As of September 30, 2015 and December 31, 2014, our total debt, excluding debt discount, and capitalization were as follows (in millions):

 

     September 30, 2015      December 31, 2014  

Senior PIK Notes

   $ —        $ 422.5   

Senior Unsecured Notes

     550.0         —     

Stockholders’ equity

     1,433.1         1,152.7   
  

 

 

    

 

 

 

Total capitalization

   $ 1,983.1       $ 1,575.2   
  

 

 

    

 

 

 

Cash Contractual Obligations

Our contractual obligations include long-term debt, operating leases, drilling commitments, firm transportation, gas processing, gathering, and compressions services and asset retirement obligations. As of September 30, 2015 and December 31, 2014, we did not have any capital leases, any significant off-balance sheet debt or other such unrecorded obligations, and we have not guaranteed any debt of any unrelated party. Our condensed consolidated balance sheet at September 30, 2015 reflects accrued interest payable of $11.5 million, compared to $25.2 million as of December 31, 2014.

Other

We lease acreage that is generally subject to lease expiration if operations are not commenced within a specified period, generally five years. We do not expect to lose significant lease acreage because of failure to commence operations due to inadequate capital, equipment or personnel. However, based on our evaluation of prospective economics, including the cost of infrastructure to connect production, we have allowed acreage to expire and will allow additional acreage to expire in the future. To date, our expenditures to comply with environmental or safety regulations have not been a significant component of our cost structure and are not expected to be significant in the future. However, new regulations, enforcement policies, claims for damages or other events could result in significant future costs.

Interest Rates

At September 30, 2015, we had $550.0 million as compared to $422.5 million as of December 31, 2014, of senior unsecured notes outstanding, excluding discounts, which bore interest at a fixed cash interest rate of 8.875% and was due semi-annually from the date of issuance.
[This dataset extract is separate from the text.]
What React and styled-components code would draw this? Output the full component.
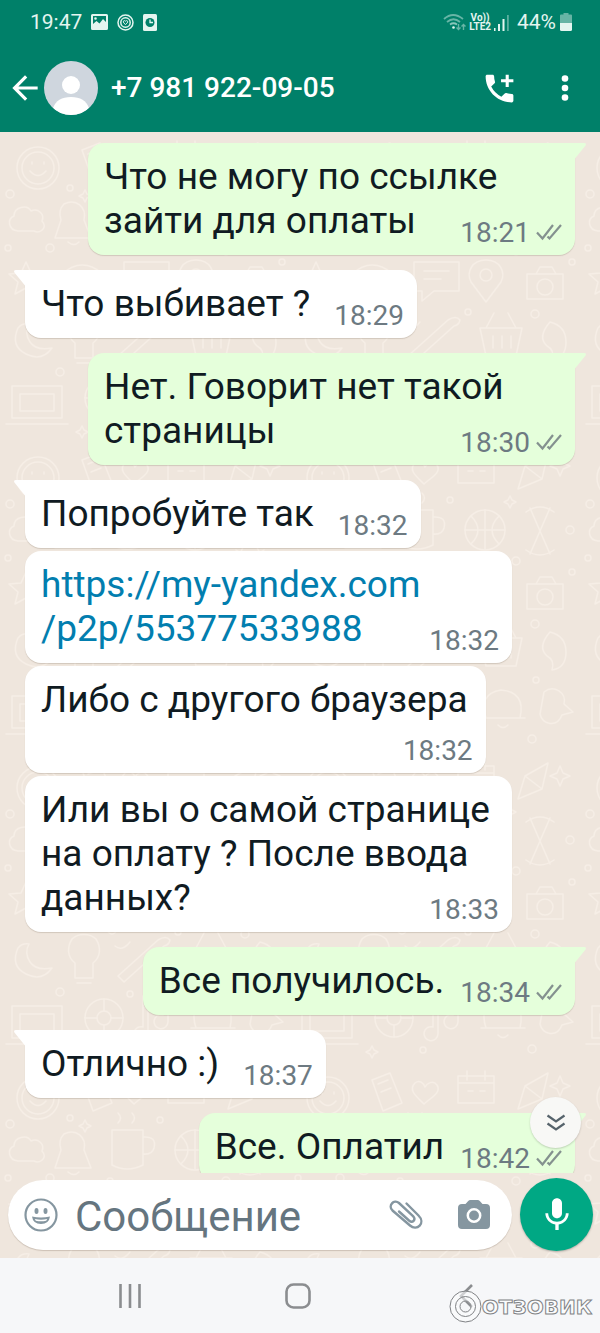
import React from 'react'
import styled, { createGlobalStyle, css } from 'styled-components'
import { MdAddIcCall, MdArrowBack, MdMic } from 'react-icons/md'

const colors = {
  header: '#008069',
  wallpaper: '#efe6dd',
  doodle: '#f6eee6',
  outgoing: '#e5ffdb',
  incoming: '#ffffff',
  text: '#101b22',
  meta: '#6d7a82',
  link: '#027eaf',
  icon: '#8596a0',
  accent: '#00a884',
  nav: '#f6f7f9'
}

const GlobalStyle = createGlobalStyle`
  * {
    box-sizing: border-box;
  }

  body {
    margin: 0;
    font-family: Roboto, 'Liberation Sans', sans-serif;
    color: ${colors.text};
  }

  button {
    display: flex;
    align-items: center;
    justify-content: center;
    padding: 0;
    border: 0;
    background: none;
    color: inherit;
    cursor: pointer;
  }

  svg {
    display: block;
    flex: none;
  }
`

const Screen = styled.div`
  display: flex;
  flex-direction: column;
  height: 100vh;
  overflow: hidden;
`

const Header = styled.header`
  background: ${colors.header};
  color: #fff;
`

const StatusBar = styled.div`
  display: flex;
  align-items: center;
  justify-content: space-between;
  height: 44px;
  padding: 0 28px 0 30px;
  font-size: 21px;
  line-height: 28px;
  color: #e4f5f0;
`

const StatusGroup = styled.div`
  display: flex;
  align-items: center;
  gap: ${props => props.$gap}px;
`

const Volte = styled.span`
  display: flex;
  flex-direction: column;
  align-items: center;
  font-size: 10px;
  font-weight: 700;
  line-height: 9px;
`

const Toolbar = styled.div`
  display: flex;
  align-items: center;
  height: 88px;
  padding: 0 2px 0 7px;
`

const Avatar = styled.span`
  width: 54px;
  height: 54px;
  margin-left: 1px;
  border-radius: 50%;
  overflow: hidden;
`

const Title = styled.h1`
  flex: 1;
  margin: 0 0 0 13px;
  font-size: 28px;
  font-weight: 500;
  line-height: 36px;
`

const ToolButton = styled.button`
  width: ${props => props.$width || 36}px;
  height: 48px;
`

const Chat = styled.main`
  position: relative;
  display: flex;
  flex: 1;
  flex-direction: column;
  min-height: 0;
  background: ${colors.wallpaper};
`

const WallpaperArt = styled.svg`
  position: absolute;
  inset: 0;
  width: 100%;
  height: 100%;
`

const Messages = styled.ul`
  position: relative;
  display: flex;
  flex: 1;
  flex-direction: column;
  min-height: 0;
  margin: 0;
  padding: 11px 25px 0;
  list-style: none;
  overflow-y: auto;
  scrollbar-width: none;
`

const Bubble = styled.li`
  position: relative;
  display: flow-root;
  flex: none;
  align-self: flex-start;
  max-width: calc(100% - 63px);
  margin-bottom: ${props => (props.$grouped ? 3 : 15)}px;
  padding: 12px 13px 8px 16px;
  border-radius: 16px;
  background: ${colors.incoming};
  box-shadow: 0 1px 1px rgba(80, 60, 40, 0.18);
  font-size: 37px;
  line-height: 44px;

  ${props => props.$tail && css`
    border-top-left-radius: 0;
  `}

  ${props => props.$outgoing && css`
    align-self: flex-end;
    background: ${colors.outgoing};
  `}

  ${props => props.$outgoing && props.$tail && css`
    border-top-left-radius: 16px;
    border-top-right-radius: 0;
  `}

  ${props => props.$stacked && css`
    display: flex;
    flex-direction: column;
  `}
`

const BubbleText = styled.span`
  ${props => props.$stacked && css`
    padding-right: 5px;
  `}
`

const TailShape = styled.svg`
  position: absolute;
  top: 0;
  ${props => (props.$outgoing ? 'left: 100%' : 'right: 100%')};
  fill: ${props => (props.$outgoing ? colors.outgoing : colors.incoming)};
`

const Meta = styled.span`
  display: flex;
  float: right;
  align-items: center;
  align-self: flex-end;
  gap: 6px;
  margin-top: ${props => (props.$stacked ? 15 : 20)}px;
  margin-left: ${props => (props.$outgoing ? 16 : 24)}px;
  font-size: 28px;
  line-height: 28px;
  color: ${colors.meta};
`

const Link = styled.a`
  color: ${colors.link};
  text-decoration: none;
`

const ScrollDown = styled.button`
  position: absolute;
  right: 19px;
  bottom: 110px;
  width: 51px;
  height: 51px;
  border-radius: 50%;
  background: #f8f8f6;
  box-shadow: 0 1px 2px rgba(0, 0, 0, 0.18);
`

const Composer = styled.form`
  position: relative;
  display: flex;
  align-items: center;
  gap: 8px;
  padding: 5px 7px 7px 8px;
`

const InputPill = styled.div`
  display: flex;
  flex: 1;
  align-items: center;
  min-width: 0;
  height: 70px;
  padding: 0 20px 0 15px;
  border-radius: 35px;
  background: #fff;
  box-shadow: 0 1px 1px rgba(80, 60, 40, 0.22);
  color: ${colors.icon};
`

const MessageInput = styled.input`
  flex: 1;
  min-width: 0;
  height: 60px;
  margin: 0 12px 0 16px;
  padding: 4px 0 0;
  border: 0;
  outline: 0;
  background: none;
  color: ${colors.text};
  font-family: inherit;
  font-size: 42px;

  &::placeholder {
    color: #65757f;
    opacity: 1;
  }
`

const PillButton = styled.button`
  width: 36px;
  height: 48px;

  & + & {
    margin-left: 32px;
  }
`

const MicButton = styled.button`
  width: 73px;
  height: 73px;
  border-radius: 50%;
  background: ${colors.accent};
  box-shadow: 0 1px 2px rgba(0, 0, 0, 0.25);
  color: #fff;
`

const NavBar = styled.nav`
  position: relative;
  display: grid;
  grid-template-columns: repeat(3, 1fr);
  height: 75px;
  padding: 0 50px 0 46px;
  background: ${colors.nav};
  color: #8b8d90;
`

const Watermark = styled.div`
  position: absolute;
  right: 8px;
  bottom: 10px;
  display: flex;
  align-items: center;
  font-family: 'DejaVu Sans', sans-serif;
  font-size: 20px;
  font-weight: 700;
  line-height: 32px;
  color: #fbfcfd;
  -webkit-text-stroke: 1px #808285;
`

const messages = [
  { text: 'Что не могу по ссылке зайти для оплаты', time: '18:21', outgoing: true, tail: true },
  { text: 'Что выбивает ?', time: '18:29', tail: true },
  { text: 'Нет. Говорит нет такой страницы', time: '18:30', outgoing: true, tail: true },
  { text: 'Попробуйте так', time: '18:32', tail: true, grouped: true },
  {
    text: <Link href='https://my-yandex.com/p2p/55377533988'>https://my-yandex.com<wbr />/p2p/55377533988</Link>,
    time: '18:32',
    grouped: true
  },
  { text: 'Либо с другого браузера', time: '18:32', grouped: true, stacked: true },
  { text: 'Или вы о самой странице на оплату ? После ввода данных?', time: '18:33' },
  { text: 'Все получилось.', time: '18:34', outgoing: true, tail: true },
  { text: 'Отлично :)', time: '18:37', tail: true },
  { text: 'Все. Оплатил', time: '18:42', outgoing: true, tail: true }
]

const Tail = ({ outgoing }) => (
  <TailShape $outgoing={outgoing} width='11' height='16' viewBox='0 0 11 16'>
    <path d={outgoing ? 'M0 0H9Q12 0 10.400 2.800L0 15.500Z' : 'M11 0H2Q-1 0 .600 2.800L11 15.500Z'} />
  </TailShape>
)

const Ticks = () => (
  <svg width='26' height='18' viewBox='0 0 26 18' fill='none' stroke='#84918f' strokeWidth='2.200'>
    <path d='M1 8.500L6.500 14.500L17 1M11.500 12.500L13.500 14.500L25 1' />
  </svg>
)

const Message = ({ text, time, outgoing, tail, grouped, stacked }) => (
  <Bubble $outgoing={outgoing} $tail={tail} $grouped={grouped} $stacked={stacked}>
    {tail && <Tail outgoing={outgoing} />}
    <BubbleText $stacked={stacked}>{text}</BubbleText>
    <Meta $outgoing={outgoing} $stacked={stacked}>
      <time>{time}</time>
      {outgoing && <Ticks />}
    </Meta>
  </Bubble>
)

const Wallpaper = () => (
  <WallpaperArt aria-hidden='true'>
    <defs>
      <pattern id='doodles' width='290' height='310' patternUnits='userSpaceOnUse'>
        <g fill='none' stroke={colors.doodle} strokeWidth='1.500' strokeLinecap='round' strokeLinejoin='round'>
          <circle cx='38' cy='36' r='21' />
          <circle cx='38' cy='36' r='16' />
          <path d='M30 39q8 9 16 0M32 30v2M44 30v2' />
          <path d='M82 18l18-7 12 30-19 8zM88 22l10-4M91 30l10-4' />
          <path d='M134 42c-8-8-16-14-9-21 5-4 9 1 10 4 2-4 8-7 12-2 5 8-7 13-13 19z' />
          <path d='M168 14h36v27h-36zM168 21h36M177 9v9M195 9v9M178 29h5M190 29h5' />
          <path d='M228 47l7-23 23-13-6 26zM235 24l17 13' />
          <path d='M270 14l3 7 7 3-7 3-3 7-3-7-7-3 7-3z' />
          <path d='M14 84c0-9 13-12 17-5 7-3 14 3 11 10 6 7-2 13-8 10H18c-10-1-11-12-4-15z' />
          <path d='M64 72c12-6 23 3 20 16l7 18H55l6-18c-2-6-1-12 3-16zM68 110q6 5 11 0' />
          <path d='M112 68h31v35q-16 8-31 0zM143 75q14-1 11 11-2 7-11 6M118 61q5-5 0-10M132 61q5-5 0-10' />
          <circle cx='195' cy='88' r='20' />
          <path d='M175 88h40M195 68v40M181 74q14 14 0 28M209 74q-14 14 0 28' />
          <path d='M240 66l20 46M260 66l-20 46M236 70q14-10 28 0M236 108q14 10 28 0' />
          <path d='M26 130l5 11 12 1-9 8 3 12-11-6-11 6 3-12-9-8 12-1z' />
          <path d='M62 142q20-18 41 0-2 20-20 22-19-2-21-22zM70 142h25M75 149q8 6 15 0' />
          <path d='M124 130h45v29h-25l-12 10v-10h-8zM134 139h25M134 147h17' />
          <path d='M196 128c14 0 20 12 15 22l-15 20-15-20c-5-10 1-22 15-22z' />
          <circle cx='196' cy='143' r='6' />
          <path d='M237 142h36v25h-36zM246 142l4-7h12l4 7' />
          <circle cx='255' cy='155' r='8' />
          <path d='M18 196q-8 18 8 26t26-6q-16 3-22-6t-1-18q-7-1-11 4z' />
          <path d='M72 187c-5 8-5 18 3 24v15h18v-15c8-6 8-16 3-24-6-6-18-6-24 0zM77 231h14' />
          <path d='M118 224l40-36M124 230l40-36M118 224l6 6M158 188q8-5 12 0-1 5-6 6M130 190q-8 10-15 4' />
          <path d='M190 196h42l-6 28h-30zM196 196l8-15M226 196l-8-15M203 204v12M212 204v12M221 204v12' />
          <path d='M260 190q16 4 16 20t-14 18q3-10-5-14-10-9 3-24z' />
          <path d='M12 254h50v32H12zM6 292h62M20 262h34v17H20z' />
          <circle cx='104' cy='266' r='19' />
          <circle cx='104' cy='266' r='7' />
          <path d='M104 247v12M104 273v12M85 266h12M111 266h12' />
          <path d='M148 252v30a7 7 0 11-5-7v-31l25-5v31a7 7 0 11-5-7' />
          <path d='M196 276q-8-24 15-28 25 2 19 28zM191 276h44M208 283q5 5 10 0' />
          <path d='M254 250c10-8 23 1 20 12l9 8-11 3c-5 13-20 10-22-1z' />
          <circle cx='8' cy='116' r='3' />
          <circle cx='50' cy='116' r='4' />
          <circle cx='110' cy='119' r='3' />
          <circle cx='160' cy='58' r='3' />
          <circle cx='226' cy='119' r='4' />
          <circle cx='280' cy='88' r='4' />
          <circle cx='282' cy='130' r='3' />
          <circle cx='58' cy='176' r='3' />
          <circle cx='112' cy='178' r='4' />
          <circle cx='178' cy='180' r='3' />
          <circle cx='245' cy='182' r='4' />
          <circle cx='60' cy='240' r='4' />
          <circle cx='130' cy='242' r='3' />
          <circle cx='184' cy='240' r='4' />
          <circle cx='246' cy='238' r='3' />
          <circle cx='70' cy='56' r='3' />
          <circle cx='10' cy='62' r='4' />
          <circle cx='133' cy='298' r='3' />
          <circle cx='242' cy='297' r='4' />
          <path d='M85 58l2 4 4 2-4 2-2 4-2-4-4-2 4-2zM220 54l2 4 4 2-4 2-2 4-2-4-4-2 4-2zM82 294l2 4 4 2-4 2-2 4-2-4-4-2 4-2z' />
        </g>
      </pattern>
    </defs>
    <rect width='100%' height='100%' fill='url(#doodles)' />
  </WallpaperArt>
)

const PictureIcon = () => (
  <svg width='17' height='16' viewBox='0 0 17 16'>
    <path fill='currentColor' fillRule='evenodd' d='M1.500 0h14Q17 0 17 1.500v13q0 1.500-1.500 1.500h-14Q0 16 0 14.500v-13Q0 0 1.500 0zM2 2v8l3.500-3 3 2.500L12 5l3 3V2zM4.500 3.200a1.300 1.300 0 100 2.600 1.300 1.300 0 000-2.600z' />
  </svg>
)

const BadgeIcon = () => (
  <svg width='17' height='17' viewBox='0 0 17 17' fill='none' stroke='currentColor' strokeWidth='1.500'>
    <circle cx='8.500' cy='8.500' r='7.500' />
    <circle cx='8.500' cy='8.500' r='4.700' />
    <path d='M6.300 7.200q1.100-1.200 2.200 0 1.100-1.200 2.200 0 .3 1.800-2.200 3.300-2.500-1.500-2.200-3.300z' strokeWidth='1' />
  </svg>
)

const ClockIcon = () => (
  <svg width='14' height='17' viewBox='0 0 14 17'>
    <rect width='14' height='17' rx='1.500' fill='currentColor' />
    <circle cx='7' cy='8.500' r='4.500' fill={colors.header} />
    <path d='M7 5.500v3h3' fill='none' stroke='currentColor' strokeWidth='1.300' />
  </svg>
)

const WifiIcon = () => (
  <svg width='23' height='18' viewBox='0 0 23 18' fill='none' stroke='currentColor' strokeWidth='1.800'>
    <g opacity='.45'>
      <path d='M1 6q9-8 19 0M4 9q6.500-5.500 13 0' />
      <path d='M15.500 11v5.500M13.500 14.500l2 2 2-2M20.500 17v-5.500M18.500 13.500l2-2 2 2' strokeWidth='1.400' />
    </g>
    <path d='M7 11.500q3.500-2.500 7 0' opacity='.6' />
    <circle cx='10.500' cy='14.500' r='1.300' fill='currentColor' stroke='none' />
  </svg>
)

const SignalIcon = () => (
  <svg width='15' height='17' viewBox='0 0 15 17' fill='currentColor'>
    <path d='M0 14h1.500v3H0zM4 10h2v7H4zM8.500 5h2v12h-2z' />
    <path d='M13 1h1.800v16H13z' opacity='.4' />
  </svg>
)

const BatteryIcon = () => (
  <svg width='12' height='18' viewBox='0 0 12 18' fill='currentColor'>
    <path d='M3.500 0h5v1.500H11q1 0 1 1V10H0V2.500q0-1 1-1h2.500z' opacity='.45' />
    <path d='M0 10h12v6.500q0 1.500-1.500 1.500h-9Q0 18 0 16.500z' />
  </svg>
)

const PersonIcon = () => (
  <svg width='54' height='54' viewBox='0 0 54 54'>
    <rect width='54' height='54' fill='#cfd6de' />
    <g fill='#fff'>
      <circle cx='27' cy='24' r='9' />
      <path d='M9 47q4-11 18-11t18 11l-6 7H15z' />
    </g>
  </svg>
)

const MoreIcon = () => (
  <svg width='8' height='28' viewBox='0 0 8 28' fill='currentColor'>
    <circle cx='4' cy='4.500' r='3.300' />
    <circle cx='4' cy='14' r='3.300' />
    <circle cx='4' cy='23.500' r='3.300' />
  </svg>
)

const SmileIcon = () => (
  <svg width='34' height='34' viewBox='0 0 34 34' fill='currentColor'>
    <circle cx='17' cy='17' r='15.500' fill='none' stroke='currentColor' strokeWidth='2.200' />
    <ellipse cx='12.500' cy='13' rx='2' ry='3' />
    <ellipse cx='21.500' cy='13' rx='2' ry='3' />
    <path fillRule='evenodd' d='M8 18.500q9 2 18 0-1 7.500-9 7.500t-9-7.500zM10.800 21q6.200 1.300 12.400 0l-1 1.800q-5.200 1-10.400 0z' />
  </svg>
)

const ClipIcon = () => (
  <svg width='34' height='30' viewBox='0 0 34 30' fill='none' stroke='currentColor' strokeWidth='2.400' strokeLinecap='round'>
    <path d='M17.500 3.500L29.500 15.500C37 23 28 31.500 21 25.500L3.500 10.500C-1.500 5.500 5 -1 10 3L24 16C27.500 20 23.500 23.500 20 20.500L10 11.500' />
  </svg>
)

const CameraIcon = () => (
  <svg width='32' height='29' viewBox='0 0 32 29'>
    <path fill='currentColor' d='M12.500 0h7q1.500 0 2.500 1.300L24.500 4H28q4 0 4 4v17q0 4-4 4H4q-4 0-4-4V8q0-4 4-4h3.500L10 1.300Q11 0 12.500 0z' />
    <circle cx='16' cy='15.500' r='6.200' fill='none' stroke='#fff' strokeWidth='2.500' />
  </svg>
)

const ChevronsIcon = () => (
  <svg width='20' height='18' viewBox='0 0 20 18' fill='none' stroke='#56636b' strokeWidth='2.200'>
    <path d='M1.500 1.500l8.500 6 8.500-6M1.500 9.500l8.500 6 8.500-6' />
  </svg>
)

const App = () => (
  <Screen>
    <GlobalStyle />
    <Header>
      <StatusBar>
        <StatusGroup $gap={9}>
          <time>19:47</time>
          <PictureIcon />
          <BadgeIcon />
          <ClockIcon />
        </StatusGroup>
        <StatusGroup $gap={8}>
          <StatusGroup $gap={3}>
            <WifiIcon />
            <Volte><span>Vo))</span><span>LTE2</span></Volte>
            <SignalIcon />
          </StatusGroup>
          <StatusGroup $gap={4}>
            <span>44%</span>
            <BatteryIcon />
          </StatusGroup>
        </StatusGroup>
      </StatusBar>
      <Toolbar>
        <ToolButton type='button' aria-label='Назад'><MdArrowBack size={38} /></ToolButton>
        <Avatar><PersonIcon /></Avatar>
        <Title>+7 981 922-09-05</Title>
        <ToolButton type='button' aria-label='Позвонить' $width={66}><MdAddIcCall size={37} /></ToolButton>
        <ToolButton type='button' aria-label='Ещё' $width={66}><MoreIcon /></ToolButton>
      </Toolbar>
    </Header>

    <Chat>
      <Wallpaper />
      <Messages>
        {messages.map((message, index) => <Message key={index} {...message} />)}
      </Messages>
      <ScrollDown type='button' aria-label='Вниз'><ChevronsIcon /></ScrollDown>
      <Composer onSubmit={event => event.preventDefault()}>
        <InputPill>
          <PillButton type='button' aria-label='Эмодзи'><SmileIcon /></PillButton>
          <MessageInput type='text' aria-label='Сообщение' placeholder='Сообщение' />
          <PillButton type='button' aria-label='Прикрепить'><ClipIcon /></PillButton>
          <PillButton type='button' aria-label='Камера'><CameraIcon /></PillButton>
        </InputPill>
        <MicButton type='button' aria-label='Голосовое сообщение'><MdMic size={40} /></MicButton>
      </Composer>
    </Chat>

    <NavBar>
      <button type='button' aria-label='Недавние'>
        <svg width='24' height='24' viewBox='0 0 24 24' stroke='currentColor' strokeWidth='2.600'>
          <path d='M2.500 0v24M12 0v24M21.500 0v24' />
        </svg>
      </button>
      <button type='button' aria-label='Домой'>
        <svg width='26' height='26' viewBox='0 0 26 26' fill='none' stroke='currentColor' strokeWidth='2.600'>
          <rect x='1.500' y='1.500' width='23' height='23' rx='7' />
        </svg>
      </button>
      <button type='button' aria-label='Назад'>
        <svg width='14' height='24' viewBox='0 0 14 24' fill='none' stroke='currentColor' strokeWidth='2.600'>
          <path d='M13 1L2 12l11 11' />
        </svg>
      </button>
      <Watermark>
        <svg width='33' height='33' viewBox='0 0 33 33' fill='none'>
          <g stroke='#fbfcfd' strokeWidth='5' opacity='.6'>
            <circle cx='16.500' cy='16.500' r='12.800' />
            <circle cx='16.500' cy='16.500' r='7.500' />
          </g>
          <g stroke='#808285' strokeWidth='1'>
            <circle cx='16.500' cy='16.500' r='15.500' />
            <circle cx='16.500' cy='16.500' r='10' />
            <circle cx='16.500' cy='16.500' r='5.500' />
          </g>
        </svg>
        ОТЗОВИК
      </Watermark>
    </NavBar>
  </Screen>
)

export default App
On July 6, 2015, we issued $550 million in aggregate principal amount of 8.875% senior notes due 2023 (the “Notes”) at an issue price of 97.903% of the principal amount of the Notes, plus accrued and unpaid interest, if any, to Deutsche Bank Securities Inc. and other initial purchasers. In this private offering, the Notes were sold for cash to qualified institutional buyers in the United States pursuant to Rule 144A of the Securities Act and to persons outside the United States in compliance with Regulation S under the Securities Act. Upon closing, we received proceeds of approximately $525.5 million, after deducting original issue discount, the initial purchasers’ discounts and estimated offering expenses, of which we used approximately $510.7 million to finance the redemption of all of our outstanding Senior PIK Notes on July 13, 2015. We intend to use the remaining net proceeds to fund our capital expenditure plan and for general corporate purposes.

In February 2014, we entered into a $500 million senior secured revolving bank credit facility which was amended and restated on January 12, 2015, and further amended and restated on June 11, 2015 and matures in 2018. Borrowings under our Revolving Credit Facility are subject to borrowing base limitations based on the collateral value of our proved properties and commodity hedge positions and are subject semiannual redeterminations. At December 31, 2014, the borrowing base was $100 million and we had no outstanding borrowings. In March 2015, we had a redetermination of the borrowing base, which increased the borrowing base to $125 million as of September 30, 2015. After giving effect to our outstanding letters of credit issued by the Company, totaling $27.8 million, we had available borrowing capacity under our Revolving Credit Facility of $97.2 million at September 30, 2015.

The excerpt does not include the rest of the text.